▶ [EXERCISE AIM] Establish how many lines in the material include the string "this" and report it as a lone number.

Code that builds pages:
-- -- --

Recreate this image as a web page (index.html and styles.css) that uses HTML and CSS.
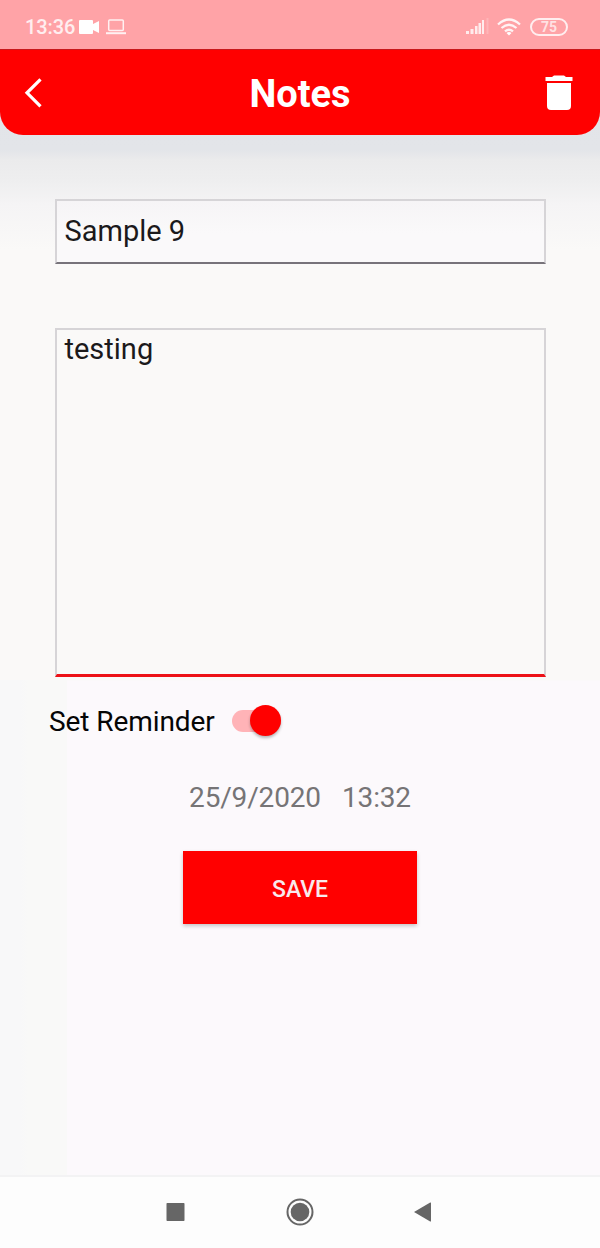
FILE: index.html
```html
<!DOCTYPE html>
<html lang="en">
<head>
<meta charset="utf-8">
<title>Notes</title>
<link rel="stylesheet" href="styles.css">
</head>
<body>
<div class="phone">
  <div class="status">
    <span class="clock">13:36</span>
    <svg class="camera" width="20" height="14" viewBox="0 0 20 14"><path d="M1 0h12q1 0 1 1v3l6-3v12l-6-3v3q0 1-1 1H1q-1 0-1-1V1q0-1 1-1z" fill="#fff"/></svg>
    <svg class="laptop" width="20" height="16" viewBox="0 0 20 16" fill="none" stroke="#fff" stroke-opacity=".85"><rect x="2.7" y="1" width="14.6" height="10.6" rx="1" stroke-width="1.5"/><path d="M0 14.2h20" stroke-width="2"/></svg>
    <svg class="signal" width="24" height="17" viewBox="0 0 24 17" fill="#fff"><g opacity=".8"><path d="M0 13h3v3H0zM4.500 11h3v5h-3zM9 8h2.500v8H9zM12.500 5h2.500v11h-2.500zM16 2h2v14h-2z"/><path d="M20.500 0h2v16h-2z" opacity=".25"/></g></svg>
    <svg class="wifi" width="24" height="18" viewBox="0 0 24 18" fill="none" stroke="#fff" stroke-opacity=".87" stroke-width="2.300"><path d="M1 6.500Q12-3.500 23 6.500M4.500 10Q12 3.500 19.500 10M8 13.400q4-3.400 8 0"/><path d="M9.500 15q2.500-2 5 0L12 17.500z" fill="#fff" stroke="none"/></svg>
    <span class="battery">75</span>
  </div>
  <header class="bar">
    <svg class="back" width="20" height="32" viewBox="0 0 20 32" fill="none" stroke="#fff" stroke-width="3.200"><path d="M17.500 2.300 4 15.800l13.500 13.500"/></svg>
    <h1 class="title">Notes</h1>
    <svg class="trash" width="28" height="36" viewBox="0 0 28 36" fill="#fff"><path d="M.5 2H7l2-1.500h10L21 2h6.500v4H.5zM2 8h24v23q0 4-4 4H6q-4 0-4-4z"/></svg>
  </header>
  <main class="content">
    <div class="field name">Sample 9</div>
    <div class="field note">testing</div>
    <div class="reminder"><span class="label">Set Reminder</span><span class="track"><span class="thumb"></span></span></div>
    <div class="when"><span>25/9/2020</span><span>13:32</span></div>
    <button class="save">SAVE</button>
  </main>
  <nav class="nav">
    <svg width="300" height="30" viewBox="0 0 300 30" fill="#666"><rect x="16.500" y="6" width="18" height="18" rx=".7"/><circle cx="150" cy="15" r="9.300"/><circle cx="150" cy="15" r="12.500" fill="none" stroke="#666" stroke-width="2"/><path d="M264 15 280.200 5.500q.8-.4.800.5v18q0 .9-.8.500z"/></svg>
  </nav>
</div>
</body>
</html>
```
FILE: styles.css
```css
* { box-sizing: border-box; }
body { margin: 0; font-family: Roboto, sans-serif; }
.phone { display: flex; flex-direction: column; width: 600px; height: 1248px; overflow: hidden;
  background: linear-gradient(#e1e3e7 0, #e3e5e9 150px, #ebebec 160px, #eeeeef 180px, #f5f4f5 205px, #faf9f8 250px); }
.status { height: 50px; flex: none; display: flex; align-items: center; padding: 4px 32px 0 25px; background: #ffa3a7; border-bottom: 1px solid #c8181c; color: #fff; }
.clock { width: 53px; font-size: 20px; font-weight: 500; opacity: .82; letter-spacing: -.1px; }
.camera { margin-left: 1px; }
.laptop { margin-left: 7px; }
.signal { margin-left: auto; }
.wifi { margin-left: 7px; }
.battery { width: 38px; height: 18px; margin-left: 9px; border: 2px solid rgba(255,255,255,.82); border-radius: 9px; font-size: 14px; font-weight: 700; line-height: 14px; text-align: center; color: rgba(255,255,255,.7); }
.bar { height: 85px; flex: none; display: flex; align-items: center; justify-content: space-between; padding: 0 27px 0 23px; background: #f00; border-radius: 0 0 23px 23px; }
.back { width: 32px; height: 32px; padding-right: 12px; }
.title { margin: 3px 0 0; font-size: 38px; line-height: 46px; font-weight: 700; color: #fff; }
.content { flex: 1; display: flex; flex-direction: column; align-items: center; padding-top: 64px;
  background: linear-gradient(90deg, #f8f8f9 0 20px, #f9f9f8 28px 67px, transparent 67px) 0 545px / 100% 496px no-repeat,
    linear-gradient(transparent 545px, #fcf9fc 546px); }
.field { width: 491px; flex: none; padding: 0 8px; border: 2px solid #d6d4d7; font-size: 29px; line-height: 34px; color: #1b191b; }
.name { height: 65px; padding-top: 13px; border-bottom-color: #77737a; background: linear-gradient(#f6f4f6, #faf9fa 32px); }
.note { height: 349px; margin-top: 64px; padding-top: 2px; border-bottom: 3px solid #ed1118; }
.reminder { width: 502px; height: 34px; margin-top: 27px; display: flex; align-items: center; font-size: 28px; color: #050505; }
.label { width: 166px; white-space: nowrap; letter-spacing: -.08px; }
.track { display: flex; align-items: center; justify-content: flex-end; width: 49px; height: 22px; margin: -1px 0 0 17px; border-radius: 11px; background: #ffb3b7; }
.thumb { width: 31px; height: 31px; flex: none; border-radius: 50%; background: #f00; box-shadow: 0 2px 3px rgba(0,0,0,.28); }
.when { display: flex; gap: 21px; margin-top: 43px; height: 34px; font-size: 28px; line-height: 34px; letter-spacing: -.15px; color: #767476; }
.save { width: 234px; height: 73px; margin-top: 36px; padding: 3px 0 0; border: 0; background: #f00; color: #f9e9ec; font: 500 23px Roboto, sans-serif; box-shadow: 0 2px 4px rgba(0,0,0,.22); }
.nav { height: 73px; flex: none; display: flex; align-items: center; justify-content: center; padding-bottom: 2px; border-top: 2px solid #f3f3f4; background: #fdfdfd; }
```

-- -- --

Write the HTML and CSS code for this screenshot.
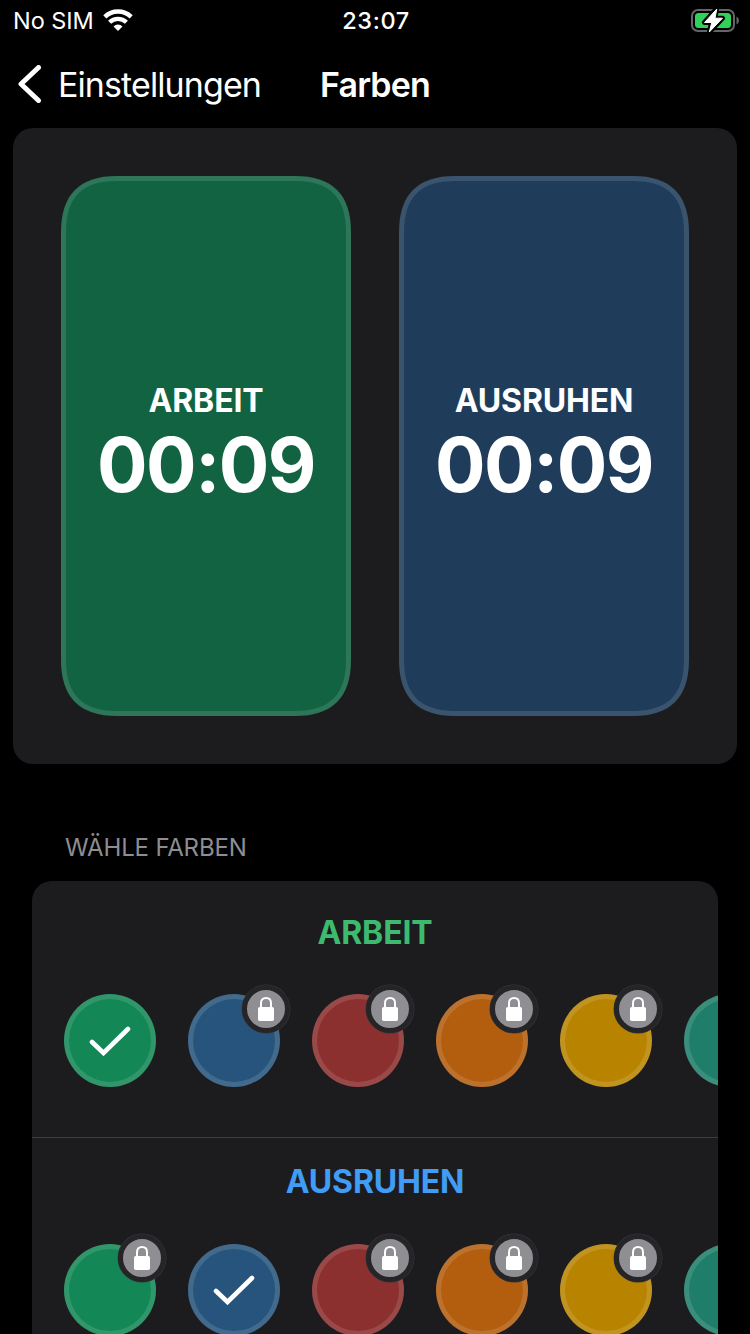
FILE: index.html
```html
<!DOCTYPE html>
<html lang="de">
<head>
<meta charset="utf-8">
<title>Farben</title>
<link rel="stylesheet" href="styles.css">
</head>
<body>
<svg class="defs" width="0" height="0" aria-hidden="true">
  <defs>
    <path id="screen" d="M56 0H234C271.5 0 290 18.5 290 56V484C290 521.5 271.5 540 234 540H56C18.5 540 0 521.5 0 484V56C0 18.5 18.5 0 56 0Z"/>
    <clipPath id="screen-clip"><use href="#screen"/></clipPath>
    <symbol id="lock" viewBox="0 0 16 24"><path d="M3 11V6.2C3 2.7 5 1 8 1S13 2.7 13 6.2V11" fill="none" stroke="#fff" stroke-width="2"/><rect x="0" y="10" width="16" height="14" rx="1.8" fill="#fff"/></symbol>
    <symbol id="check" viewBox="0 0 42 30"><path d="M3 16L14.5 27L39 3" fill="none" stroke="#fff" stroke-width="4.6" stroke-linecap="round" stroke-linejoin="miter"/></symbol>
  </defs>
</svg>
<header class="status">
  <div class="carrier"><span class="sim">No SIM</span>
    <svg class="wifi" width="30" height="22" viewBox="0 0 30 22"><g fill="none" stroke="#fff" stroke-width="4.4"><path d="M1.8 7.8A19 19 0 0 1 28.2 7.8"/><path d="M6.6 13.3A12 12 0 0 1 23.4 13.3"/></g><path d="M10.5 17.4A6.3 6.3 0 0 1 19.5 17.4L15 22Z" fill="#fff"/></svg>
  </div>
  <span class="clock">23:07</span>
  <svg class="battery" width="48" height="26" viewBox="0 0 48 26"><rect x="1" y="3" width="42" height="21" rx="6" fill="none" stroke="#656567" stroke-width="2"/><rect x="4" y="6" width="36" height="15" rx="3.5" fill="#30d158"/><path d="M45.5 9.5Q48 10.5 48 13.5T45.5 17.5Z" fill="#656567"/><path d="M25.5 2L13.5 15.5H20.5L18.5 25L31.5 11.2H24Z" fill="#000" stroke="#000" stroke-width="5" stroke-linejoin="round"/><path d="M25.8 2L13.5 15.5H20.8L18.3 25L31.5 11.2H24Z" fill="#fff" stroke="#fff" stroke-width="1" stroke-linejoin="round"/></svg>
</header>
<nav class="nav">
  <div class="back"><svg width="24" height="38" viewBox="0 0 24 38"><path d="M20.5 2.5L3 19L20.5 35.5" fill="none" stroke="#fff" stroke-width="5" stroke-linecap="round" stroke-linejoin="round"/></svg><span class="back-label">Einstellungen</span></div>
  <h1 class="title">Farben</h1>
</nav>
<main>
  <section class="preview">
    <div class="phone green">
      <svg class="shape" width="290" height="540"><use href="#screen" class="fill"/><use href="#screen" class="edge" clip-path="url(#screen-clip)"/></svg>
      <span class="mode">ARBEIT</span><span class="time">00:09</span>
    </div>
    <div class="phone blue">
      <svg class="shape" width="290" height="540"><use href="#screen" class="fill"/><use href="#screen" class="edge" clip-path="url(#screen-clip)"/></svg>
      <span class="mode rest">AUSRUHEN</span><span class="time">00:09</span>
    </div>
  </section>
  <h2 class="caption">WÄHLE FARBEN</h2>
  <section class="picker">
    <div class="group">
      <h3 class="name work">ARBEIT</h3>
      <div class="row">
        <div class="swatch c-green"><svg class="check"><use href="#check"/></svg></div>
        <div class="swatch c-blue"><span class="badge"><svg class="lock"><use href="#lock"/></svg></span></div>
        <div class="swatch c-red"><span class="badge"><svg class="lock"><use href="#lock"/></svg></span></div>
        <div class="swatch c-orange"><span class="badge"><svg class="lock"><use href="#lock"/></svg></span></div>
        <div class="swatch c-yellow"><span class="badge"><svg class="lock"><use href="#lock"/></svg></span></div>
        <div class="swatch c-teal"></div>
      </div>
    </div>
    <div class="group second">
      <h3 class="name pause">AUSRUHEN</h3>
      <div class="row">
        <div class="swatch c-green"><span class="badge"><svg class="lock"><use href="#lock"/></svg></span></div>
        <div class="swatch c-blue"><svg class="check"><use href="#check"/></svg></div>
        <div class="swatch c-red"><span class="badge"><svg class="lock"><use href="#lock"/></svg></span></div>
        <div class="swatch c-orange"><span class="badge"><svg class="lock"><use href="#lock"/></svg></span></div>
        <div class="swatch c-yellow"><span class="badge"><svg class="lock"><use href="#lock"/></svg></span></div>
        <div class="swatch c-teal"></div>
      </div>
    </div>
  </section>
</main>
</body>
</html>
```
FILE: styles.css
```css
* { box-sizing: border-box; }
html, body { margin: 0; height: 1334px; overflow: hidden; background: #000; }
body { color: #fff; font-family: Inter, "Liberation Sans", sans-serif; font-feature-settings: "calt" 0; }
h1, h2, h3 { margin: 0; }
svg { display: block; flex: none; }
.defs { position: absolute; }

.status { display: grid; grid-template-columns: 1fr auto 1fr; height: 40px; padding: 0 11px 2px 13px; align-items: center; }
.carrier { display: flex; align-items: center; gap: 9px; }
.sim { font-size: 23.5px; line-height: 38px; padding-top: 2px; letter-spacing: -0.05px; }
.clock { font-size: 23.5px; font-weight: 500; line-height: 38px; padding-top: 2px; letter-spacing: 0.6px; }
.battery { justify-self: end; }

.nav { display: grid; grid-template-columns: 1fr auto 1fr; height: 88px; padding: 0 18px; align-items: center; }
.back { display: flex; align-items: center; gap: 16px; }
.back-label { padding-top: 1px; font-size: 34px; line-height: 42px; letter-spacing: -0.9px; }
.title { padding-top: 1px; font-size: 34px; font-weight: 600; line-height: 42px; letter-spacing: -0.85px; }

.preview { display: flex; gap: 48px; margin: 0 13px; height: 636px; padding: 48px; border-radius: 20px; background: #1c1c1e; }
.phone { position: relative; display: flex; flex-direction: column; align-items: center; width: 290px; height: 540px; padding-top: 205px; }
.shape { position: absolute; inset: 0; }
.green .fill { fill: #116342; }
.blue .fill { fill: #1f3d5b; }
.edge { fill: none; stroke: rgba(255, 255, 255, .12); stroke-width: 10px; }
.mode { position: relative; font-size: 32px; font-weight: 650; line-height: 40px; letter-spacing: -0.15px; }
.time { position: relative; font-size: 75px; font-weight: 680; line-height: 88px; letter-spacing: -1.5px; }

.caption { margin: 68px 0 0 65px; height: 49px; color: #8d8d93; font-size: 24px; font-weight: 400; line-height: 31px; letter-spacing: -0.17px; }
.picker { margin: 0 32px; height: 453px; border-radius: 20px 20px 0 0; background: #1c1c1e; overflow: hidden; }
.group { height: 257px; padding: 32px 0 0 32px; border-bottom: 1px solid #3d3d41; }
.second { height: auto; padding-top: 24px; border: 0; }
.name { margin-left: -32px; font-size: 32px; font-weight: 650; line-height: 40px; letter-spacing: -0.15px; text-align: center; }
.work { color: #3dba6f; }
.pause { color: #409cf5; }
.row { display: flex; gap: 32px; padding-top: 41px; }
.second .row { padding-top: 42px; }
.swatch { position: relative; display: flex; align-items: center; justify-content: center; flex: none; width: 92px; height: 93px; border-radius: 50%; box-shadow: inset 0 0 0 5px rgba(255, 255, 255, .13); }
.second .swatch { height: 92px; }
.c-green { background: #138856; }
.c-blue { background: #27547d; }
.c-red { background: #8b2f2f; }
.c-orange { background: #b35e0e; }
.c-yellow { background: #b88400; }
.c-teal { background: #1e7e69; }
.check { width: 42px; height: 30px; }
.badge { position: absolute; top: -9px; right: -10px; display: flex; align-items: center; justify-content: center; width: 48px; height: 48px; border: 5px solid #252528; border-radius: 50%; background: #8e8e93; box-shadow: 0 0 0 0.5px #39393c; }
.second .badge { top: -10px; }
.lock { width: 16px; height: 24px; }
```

-- -- --

▶ [RIGHT ANSWER] 2